Thanks, Ondoho. I used to do a lot of soldering on computers back in the 80s. I was still looking for the easy way out, since the monitor was working fine until I did an upgrade.
And thank you, Jefro. I will try your suggestions, try various video settings. Check the X settings.
the monitor was working fine until I did an upgrade.
i did not get that impression from your first post - it's abit contradictory.
you decribe all these problems, then you say that they got worse after an upgrade, but you don't describe how they got worse. that's what i understood.
Ondoho. After I turned the brightness down about six months ago, I had no more problems until I installed the newest version of PCLinuxOS kde 32bit. I recently reinstalled an older version and the screen is working again. Quite puzzling.
Distribution: Slackware64-current with "True Multilib" and KDE4Town.
Posts: 9,041
Rep:
Two things.
First, your kernel is ancient. If it works for you, fine, but you might consider upgrading to a newer version of you favorite Linux distribution with a "modern" kernel. The current stable kernel is in the 3.xx series.... 3.14.4, I think, but probably has changed since last time I looked.
Second, while some people only want to use open source, which is fine, they are entitled to their opinions, but the Nvidia drivers are, IMO, worth installing for the best possible performance.
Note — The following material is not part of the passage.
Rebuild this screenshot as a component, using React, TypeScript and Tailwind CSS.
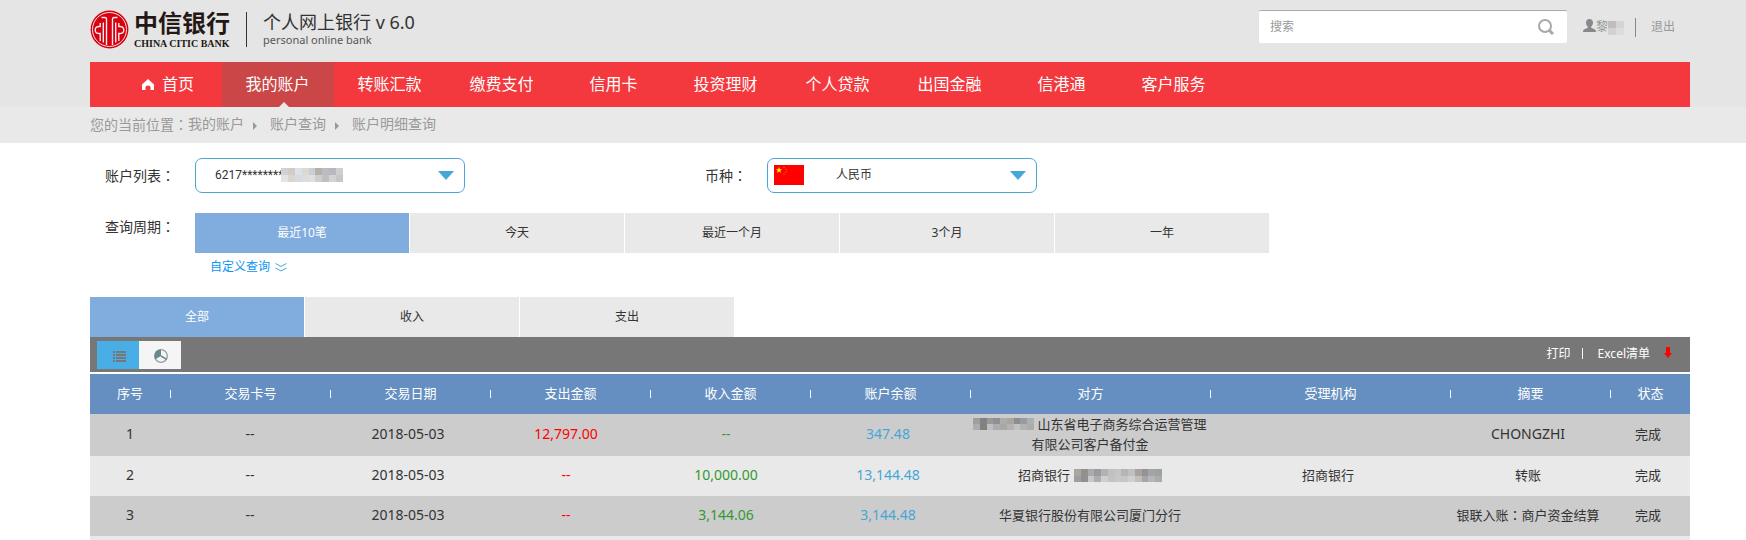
import React from "react";

const FONT = "font-['Noto_Sans','Noto_Sans_CJK_SC',sans-serif]";

const navItems = ["我的账户", "转账汇款", "缴费支付", "信用卡", "投资理财", "个人贷款", "出国金融", "信港通", "客户服务"];
const periods = ["最近10笔", "今天", "最近一个月", "3个月", "一年"];
const tabs = ["全部", "收入", "支出"];
const columns = [
  { name: "序号", width: "w-[5%]" },
  { name: "交易卡号", width: "w-[10%]" },
  { name: "交易日期", width: "w-[10%]" },
  { name: "支出金额", width: "w-[10%]" },
  { name: "收入金额", width: "w-[10%]" },
  { name: "账户余额", width: "w-[10%]" },
  { name: "对方", width: "w-[15%]" },
  { name: "受理机构", width: "w-[15%]" },
  { name: "摘要", width: "w-[10%]" },
  { name: "状态", width: "w-[5%]" },
];

function Mask({ rows, cell, className }: { rows: string[][]; cell: number; className: string }) {
  return (
    <svg
      className={className}
      viewBox={`0 0 ${rows[0].length * cell} ${rows.length * cell}`}
      preserveAspectRatio="none"
      shapeRendering="crispEdges"
      aria-hidden="true"
    >
      {rows.map((row, y) =>
        row.map((fill, x) => <rect key={`${x}-${y}`} x={x * cell} y={y * cell} width={cell} height={cell} fill={fill} />),
      )}
    </svg>
  );
}

const cardMask = [
  ["#cfd2d6", "#d3cbc6", "#dbe2e8", "#dad9d6", "#cccfd2", "#b8b1a9", "#b9bdc2", "#b5b8bc", "#cfcfcf"],
  ["#e3e3e3", "#dad5d1", "#d8dadd", "#dcdcdc", "#dde0e3", "#d0cec9", "#bfbfbf", "#d4d2d3", "#c5c8ca"],
];
const nameMask = [
  ["#c1bcbd", "#d2d4d6"],
  ["#d3d2d2", "#dbdcdd"],
];
const payeeMask = [
  ["#a09f9e", "#808285", "#9b9996", "#8e9095", "#adadac", "#aaa59f", "#8f8e8d", "#999ba2", "#adb0b2"],
  ["#adadad", "#85807c", "#bdc0c2", "#adadb0", "#a8a8a8", "#b2b2b4", "#c4c2c0", "#b2b2b3", "#acacac"],
];
const senderMask = [
  ["#aba59f", "#929190", "#a9abaf", "#9b9ba1", "#b1b2b4", "#c0c1c4", "#c5c6c6", "#b5b5b5", "#bfc0c4", "#a8a29d", "#929297", "#a2a4a5", "#9ea2a2"],
  ["#9f9e9d", "#92908f", "#c6c9cc", "#adadb1", "#d2cecc", "#c2c3c7", "#c7c9c7", "#c6c6c6", "#cecfd2", "#c2bdb7", "#a4a6a8", "#b6b5b8", "#a8acae"],
];

function BankEmblem() {
  return (
    <svg className="size-[39px]" viewBox="0 0 39 39" aria-hidden="true">
      <circle cx="19.5" cy="19.5" r="18.9" fill="#d7000f" />
      <circle cx="19.5" cy="19.5" r="17" fill="none" stroke="#f3e6e6" strokeWidth="1" />
      <g fill="none" stroke="#f6ecec" strokeWidth="1.4">
        <path d="M11.500 7.500h3.500q1.500 0 1.500 2V35M27.500 7.500h-3.500q-1.500 0-1.500 2V35" />
        <path d="M13.300 12.500v20M25.700 12.500v20" />
        <path d="M10.200 13v3.500q-5-.5-5 3.500t5 3.500V31M28.800 13v3.500q5-.5 5 3.500t-5 3.500V31" />
      </g>
    </svg>
  );
}

/* Vertically and horizontally centred full-width colon */
function Colon() {
  return <span className="font-['Noto_Sans_CJK_TC',sans-serif]">：</span>;
}

function Caret() {
  return (
    <svg className="pointer-events-none absolute right-[11px] top-[13px] h-[9px] w-4" viewBox="0 0 16 9" aria-hidden="true">
      <path d="M0 0h16L8 9z" fill="#46a7d6" />
    </svg>
  );
}

function Crumb({ children }: { children: React.ReactNode }) {
  return (
    <>
      <svg className="ml-[9px] mr-[13px] mt-1 h-2 w-1" viewBox="0 0 4 8" aria-hidden="true">
        <path d="M0 0l4 4-4 4z" fill="#999" />
      </svg>
      <a href="#">{children}</a>
    </>
  );
}

function SegmentButton({ label, active }: { label: string; active: boolean }) {
  return (
    <button
      type="button"
      className={`h-10 w-[214px] text-xs ${active ? "bg-[#80acde] text-white" : "bg-[#e9e9e9] text-[#333]"}`}
    >
      {label}
    </button>
  );
}

type Row = {
  no: string;
  date: string;
  out: string;
  income: string;
  balance: string;
  party: React.ReactNode;
  org: string;
  memo: React.ReactNode;
};

const rows: Row[] = [
  {
    no: "1",
    date: "2018-05-03",
    out: "12,797.00",
    income: "--",
    balance: "347.48",
    party: (
      <>
        <Mask rows={payeeMask} cell={7} className="mr-[3px] inline-block h-3 w-[61px] align-[-1px]" />
        山东省电子商务综合运营管理
        <br />
        有限公司客户备付金
      </>
    ),
    org: "",
    memo: <span className="text-sm leading-5">CHONGZHI</span>,
  },
  {
    no: "2",
    date: "2018-05-03",
    out: "--",
    income: "10,000.00",
    balance: "13,144.48",
    party: (
      <>
        招商银行
        <Mask rows={senderMask} cell={7} className="ml-1 inline-block h-[13px] w-[88px] align-[-2px]" />
      </>
    ),
    org: "招商银行",
    memo: "转账",
  },
  {
    no: "3",
    date: "2018-05-03",
    out: "--",
    income: "3,144.06",
    balance: "3,144.48",
    party: "华夏银行股份有限公司厦门分行",
    org: "",
    memo: (
      <>
        银联入账
        <Colon />
        商户资金结算
      </>
    ),
  },
];

export default function App() {
  return (
    <div className={`${FONT} h-screen overflow-hidden bg-white text-[#333]`}>
      <header className="bg-[#e5e5e5] pl-[90px] pr-14">
        <div className="flex h-[62px] items-start justify-between">
          <div className="flex items-start pt-[10px]">
            <a href="#" className="flex items-start gap-[5px] text-[#231815]">
              <BankEmblem />
              <span className="flex flex-col">
                <span className="font-['Noto_Sans_CJK_SC',sans-serif] text-2xl font-bold leading-6">中信银行</span>
                <span className="mt-1 whitespace-nowrap font-['Liberation_Serif',serif] text-[10px] font-bold leading-3">
                  CHINA CITIC BANK
                </span>
              </span>
            </a>
            <div className="ml-4 mt-[2px] h-[35px] w-px bg-[#333]" />
            <div className="ml-4 whitespace-nowrap">
              <div className="text-lg leading-6">个人网上银行 v 6.0</div>
              <div className="text-[11px] leading-3 text-[#555]">personal online bank</div>
            </div>
          </div>
          <div className="flex items-start pr-[15px] pt-[10px] text-xs text-[#999]">
            <div className="flex h-[33px] w-[308px] items-center rounded-[2px] border-t border-[#a9a9b0] bg-white pl-[11px] pr-[13px]">
              <input aria-label="搜索" placeholder="搜索" className="min-w-0 flex-1 outline-none placeholder:text-[#999]" />
              <button type="button" aria-label="开始搜索">
                <svg className="size-4" viewBox="0 0 16 16" fill="none" stroke="#a8a8a8" aria-hidden="true">
                  <circle cx="7" cy="7" r="6" strokeWidth="2" />
                  <path d="M11 11l4 4" strokeWidth="3" />
                </svg>
              </button>
            </div>
            <div className="ml-4 mt-2 flex h-[18px] items-center">
              <svg className="mb-[3px] h-[13px] w-[13px]" viewBox="0 0 13 13" aria-hidden="true">
                <path
                  d="M6.500 0c2.200 0 3.500 1.500 3.500 3.600C10 5.600 9 7 8.200 7.600v1.200L12 10.400q1 .5 1 2.600H0q0-2.100 1-2.600l3.800-1.600V7.600C4 7 3 5.600 3 3.600 3 1.500 4.300 0 6.500 0z"
                  fill="#888"
                />
              </svg>
              <span>黎</span>
              <Mask rows={nameMask} cell={8} className="mt-[2px] h-[14px] w-4" />
              <span className="ml-[11px] mt-[1px] h-[19px] w-px bg-[#888]" />
              <a href="#" className="ml-[15px]">
                退出
              </a>
            </div>
          </div>
        </div>
        <nav className="flex h-[45px] bg-[#f3393e] pl-5 text-base text-white">
          <a href="#" className="flex w-28 items-center justify-center gap-2 pb-px pl-1">
            <svg className="h-[11px] w-3" viewBox="0 0 12 11" aria-hidden="true">
              <path d="M6 0l6 5.500V11H8.500V8Q8.500 6.500 6 6.500T3.500 8v3H0V5.500z" fill="#fff" />
            </svg>
            首页
          </a>
          {navItems.map((item, i) => (
            <a
              key={item}
              href="#"
              className={`relative flex w-28 items-center justify-center pb-px pr-px ${i === 0 ? "bg-[#ca4647]" : ""}`}
            >
              {item}
              {i === 0 && (
                <svg className="absolute bottom-0 left-[57px] h-[5px] w-[10px]" viewBox="0 0 10 5" aria-hidden="true">
                  <path d="M5 0l5 5H0z" fill="#e9e9e9" />
                </svg>
              )}
            </a>
          ))}
        </nav>
      </header>

      <div className="flex h-9 items-center bg-[#e9e9e9] pb-[2px] pl-[90px] text-sm text-[#999]">
        <span>
          您的当前位置
          <Colon />
        </span>
        <a href="#">我的账户</a>
        <Crumb>账户查询</Crumb>
        <Crumb>账户明细查询</Crumb>
      </div>

      <main className="pl-[90px] pr-14">
        <form className="px-[15px] pt-[15px]">
          <div className="flex items-center">
            <div className="flex w-[600px] items-center">
              <label htmlFor="account" className="w-[90px] text-sm">
                账户列表
                <Colon />
              </label>
              <div className="relative">
                <select
                  id="account"
                  className="h-[35px] w-[270px] appearance-none rounded-[7px] border border-[#46a7d6] bg-white pb-[2px] pl-[19px] font-['Roboto',sans-serif] text-xs"
                >
                  <option>6217********</option>
                </select>
                <Mask rows={cardMask} cell={7} className="pointer-events-none absolute left-[86px] top-[10px] h-[14px] w-[62px]" />
                <Caret />
              </div>
            </div>
            <label htmlFor="currency" className="w-[62px] text-sm">
              币种
              <Colon />
            </label>
            <div className="relative">
              <select
                id="currency"
                className="h-[35px] w-[270px] appearance-none rounded-[7px] border border-[#46a7d6] bg-white pb-[2px] pl-[68px] text-xs"
              >
                <option>人民币</option>
              </select>
              <svg className="pointer-events-none absolute left-[7px] top-[7px] h-5 w-[30px]" viewBox="0 0 30 20" aria-hidden="true">
                <path d="M0 0h30v20H0z" fill="#fe0000" />
                <path d="M5 2l.8 2.200h2.400L6.300 5.600l.7 2.200L5 6.400 3 7.800l.7-2.200L1.800 4.200h2.400z" fill="#ff0" />
                <g fill="#e08000">
                  <circle cx="10" cy="2.500" r=".7" />
                  <circle cx="12" cy="4.500" r=".7" />
                  <circle cx="12" cy="7" r=".7" />
                  <circle cx="10" cy="9" r=".7" />
                </g>
              </svg>
              <Caret />
            </div>
          </div>
          <div className="mt-5 flex items-start">
            <span className="w-[90px] pt-[3px] text-sm">
              查询周期
              <Colon />
            </span>
            <div>
              <div className="flex gap-px">
                {periods.map((p, i) => (
                  <SegmentButton key={p} label={p} active={i === 0} />
                ))}
              </div>
              <a href="#" className="ml-[15px] mt-[6px] flex h-4 items-center gap-[5px] text-xs text-[#0b95f5]">
                自定义查询
                <svg className="h-[9px] w-3" viewBox="0 0 12 9" fill="none" stroke="#46a7d6" aria-hidden="true">
                  <path d="M.5.500l5.500 3 5.500-3M.5 5l5.500 3 5.500-3" />
                </svg>
              </a>
            </div>
          </div>
        </form>

        <div className="mt-[22px] flex gap-px">
          {tabs.map((t, i) => (
            <SegmentButton key={t} label={t} active={i === 0} />
          ))}
        </div>
        <div className="flex h-[35px] items-center justify-between bg-[#777] pl-[7px] pr-[18px]">
          <div className="flex pt-px">
            <button type="button" aria-label="列表" className="flex h-7 w-[42px] items-center justify-center bg-[#4aaee6] pl-[3px] pt-[3px]">
              <svg className="h-[11px] w-[13px]" viewBox="0 0 13 11" fill="#777" shapeRendering="crispEdges" aria-hidden="true">
                <path d="M0 0h2v2H0zM3 0h10v2H3zM0 3h2v2H0zM3 3h10v2H3zM0 6h2v2H0zM3 6h10v2H3zM0 9h2v2H0zM3 9h10v2H3z" />
              </svg>
            </button>
            <button type="button" aria-label="图表" className="flex h-7 w-[42px] items-center justify-center bg-[#f5f5f5] pl-[2px] pt-[2px]">
              <svg className="size-[14px]" viewBox="0 0 14 14" aria-hidden="true">
                <circle cx="7" cy="7" r="6.300" fill="#f5f5f5" stroke="#8fa0a6" strokeWidth="1.300" />
                <path d="M7 7V.4A6.600 6.600 0 0 0 1.300 10.300z" fill="#6a868e" />
                <path d="M7 7l5.700 3.300" stroke="#6a868e" strokeWidth="1.500" />
              </svg>
            </button>
          </div>
          <div className="flex items-center pb-[2px] text-xs text-white">
            <a href="#">打印</a>
            <span className="ml-[11px] mr-[15px] h-[11px] w-px bg-white" />
            <a href="#" className="flex items-center">
              Excel清单
              <svg className="mb-[2px] ml-[14px] h-[11px] w-2" viewBox="0 0 8 11" aria-hidden="true">
                <path d="M2 0h4v6h2l-4 5-4-5h2z" fill="red" />
              </svg>
            </a>
          </div>
        </div>

        <table className="mt-[2px] w-full table-fixed border-collapse text-center text-[13px] leading-5">
          <thead>
            <tr className="h-10 bg-[#658fc1] text-white">
              {columns.map((c, i) => (
                <th key={c.name} className={`${c.width} p-0 pb-[2px] font-normal`}>
                  <div className="flex items-center">
                    {i > 0 && <span className="mt-[2px] h-2 w-px bg-white" />}
                    <span className="flex-1">{c.name}</span>
                  </div>
                </th>
              ))}
            </tr>
          </thead>
          <tbody>
            {rows.map((r) => (
              <tr key={r.no} className="h-10 odd:bg-[#ccc] even:bg-[#e9e9e9]">
                <td className="p-0 pb-[2px] text-sm">{r.no}</td>
                <td className="p-0 pb-[2px] text-sm">--</td>
                <td className="p-0 pb-[2px] pr-1 text-sm">{r.date}</td>
                <td className="p-0 pb-[2px] pr-2 text-sm text-[#f00]">{r.out}</td>
                <td className="p-0 pb-[2px] pr-2 text-sm text-[#339933]">{r.income}</td>
                <td className="p-0 pb-[2px] pr-1 text-sm text-[#46a7d6]">{r.balance}</td>
                <td className="whitespace-nowrap p-0 pb-[2px]">{r.party}</td>
                <td className="p-0 pb-[2px] pr-1">{r.org}</td>
                <td className="whitespace-nowrap p-0 pb-[2px] pr-1">{r.memo}</td>
                <td className="p-0 pb-[2px] pr-1">完成</td>
              </tr>
            ))}
            <tr className="h-10 bg-[#e9e9e9]">
              <td colSpan={10} />
            </tr>
          </tbody>
        </table>
      </main>
    </div>
  );
}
BTW, moving from ATi to Nvidia is one of the best things I've ever done with Linux. It was by accident. My ATi card died, unexpectedly, and the only thing I could find at any of the stores in the area were Nvidia GPU based cards. They just work. You do have to re-install the drivers after each kernel upgrade or upgrade of xorg, but it is a snap as compared to the ATi drivers. As I said, one of the best things I've done.
It may be possible to update video driver. Also may have to disable KMS. I suspect the newer kernel has Kernel Mode Settings. It was supposed to be a way to set video at boot basically so that screen can follow loaders and splash screens up to desktop.